É claro que, tendo em conta o actual cenário de emergência higiénico-sanitária que vivemos, o subgénero do filme de pandemia parece ser muito mais pertinente, mas este sempre foi um tema com tradição, inclusive na literatura. Há os óbvios exemplos do nosso Saramago (com o Ensaio sobre a Cegueira, que também já foi adaptado ao grande ecrã) ou de A Peste, de Camus, que agora tem sido lido aos milhões, mas já em 1912 Jack London escrevia A Praga Escarlate, por exemplo, ou Mary Shelley lançava o seu The Last Man em 1826(!).
Por isso, de certa forma, Love and Monsters dá sempre lembranças de um monstro de Frankenstein, já que nos dá a sensação regular de que estamos ver algo que já vimos antes. Incluindo o próprio tom e estilo do filme, que remete imediatamente para Bem-Vindo à Zombieland, se bem que com criaturas gigantes em vez de zombies.
Estamos então num futuro hipotético não muito distante, em que a radiação gerada por uns mísseis usados para destruir um meteorito que se aproximava ameaçadoramente da Terra, fez mutar os insectos até proporções XXL, que acabaram por dizimar a Humanidade. Restam pequenas comunidades subterrâneas, que vão sobrevivendo como podem. É numa delas que vive Joel (Dylan O’Brien), uma jovem neurótico e com tendência para a auto-depreciação, que se sente cada vez mais sozinho enquanto vê todos à sua volta a pinar menos ele.

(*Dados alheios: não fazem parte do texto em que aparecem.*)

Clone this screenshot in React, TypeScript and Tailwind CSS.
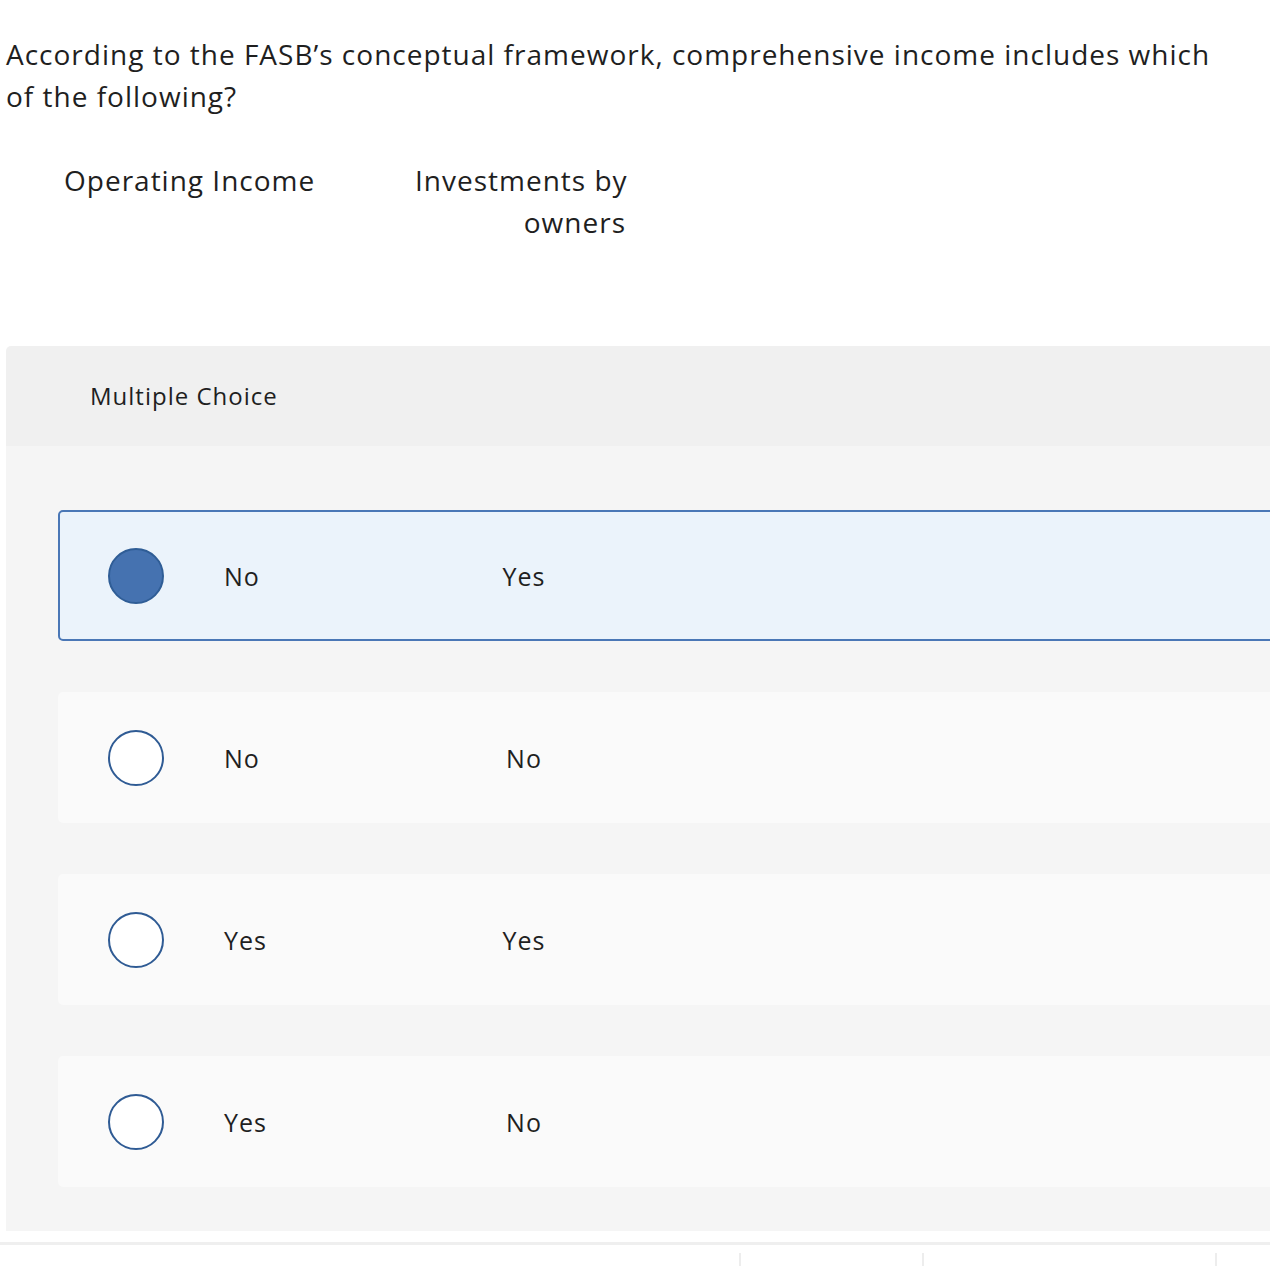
import React from "react";

const rows = [
  { a: "No", b: "Yes", selected: true },
  { a: "No", b: "No", selected: false },
  { a: "Yes", b: "Yes", selected: false },
  { a: "Yes", b: "No", selected: false },
];

export default function App() {
  return (
    <div className="relative w-[1270px] h-[1266px] overflow-hidden bg-white text-[#1f1f1f] font-['Open_Sans',sans-serif] tracking-[1px]">
      <div className="pt-[33px] pl-[6px] text-[28px] leading-[42px] whitespace-nowrap">
        According to the FASB’s conceptual framework, comprehensive income includes which
        <br />
        of the following?
      </div>

      <div className="mt-[42px] flex pl-[64px] text-[28px] leading-[42px]">
        <div className="w-[351px] whitespace-nowrap">Operating Income</div>
        <div className="w-[211px] text-right whitespace-nowrap">
          Investments by
          <br />
          owners
        </div>
      </div>

      <div className="mt-[103px] ml-[6px] w-[1300px] rounded-t-[5px] overflow-hidden">
        <div className="h-[100px] bg-[#f0f0f0] flex items-center pl-[84px] text-[24px]">
          Multiple Choice
        </div>
        <div className="bg-[#f5f5f5] pt-[64px] pb-[44px] pl-[52px] flex flex-col gap-[51px]">
          {rows.map((r, i) => (
            <div
              key={i}
              className={
                r.selected
                  ? "h-[131px] rounded-[5px] border-2 border-[#4a77b6] bg-[#ebf3fb] flex items-center pl-[48px]"
                  : "h-[131px] rounded-[5px] border-2 border-transparent bg-[#fafafa] flex items-center pl-[48px]"
              }
            >
              <div
                className={
                  r.selected
                    ? "w-[56px] h-[56px] rounded-full border-2 border-[#2f5d96] bg-[#4572b0] shrink-0"
                    : "w-[56px] h-[56px] rounded-full border-2 border-[#2f5b94] bg-white shrink-0"
                }
              />
              <div className="ml-[60px] w-[230px] text-[25px] leading-[36px]">{r.a}</div>
              <div className="w-[140px] text-center text-[25px] leading-[36px]">{r.b}</div>
            </div>
          ))}
        </div>
      </div>

      <div className="mt-[11px] h-[3px] bg-[#efefef]" />
      <div className="relative h-[22px]">
        <div className="absolute left-[739px] top-[8px] w-[2px] h-[14px] bg-[#ededed]" />
        <div className="absolute left-[922px] top-[8px] w-[2px] h-[14px] bg-[#ededed]" />
        <div className="absolute left-[1215px] top-[8px] w-[2px] h-[14px] bg-[#ededed]" />
      </div>
    </div>
  );
}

Joel vai então encher-se de coragem e decidir atravessar 150 quilómetros à superfície, até à colónia onde vive a sua namorada (Jessica Henwick), que não vê desde o apocalipse. Essa viagem, que vai incluir adoptar um cão (que remete logo para Um Rapaz e o Seu Cão, esse modelo do filme pós-apocalíptico, se bem que sem a parte misógina), fazer amizade com dois sobreviventes (Michael Rooker e Ariana Greenblatt) ou enfrentar piratas, vai ser também uma viagem interior, que o vai fazer crescer e mudar. E o amor vai ter um papel determinante.
Tal como a série da Netflix, Love, Death and Robots, Love and Monsters é um divertido e bem-dispostos filme de aventuras sobre o amor, a vida e a morte, mas com insectos gigantes em vez de robôs. Esgota-se rapidamente por estar sempre a querer passar por em vez de se limitar simplesmente a ser e, quando termina o último acto, lança a sua mensagem moralista apelando à coragem para enfrentar o mundo exterior, na rua, sem medo. O que, tendo em conta a actual emergência higiénico-sanitária soa um pouco a filme negacionista e anti-máscara, o que quero acreditar ser apenas a minha paranóia a ver coisas onde elas não existem. Por isso, sem interpretação negacionista, Cheesebruger; com interpretação negacionista, Pão com Manteiga e uma cuspidela lá dentro.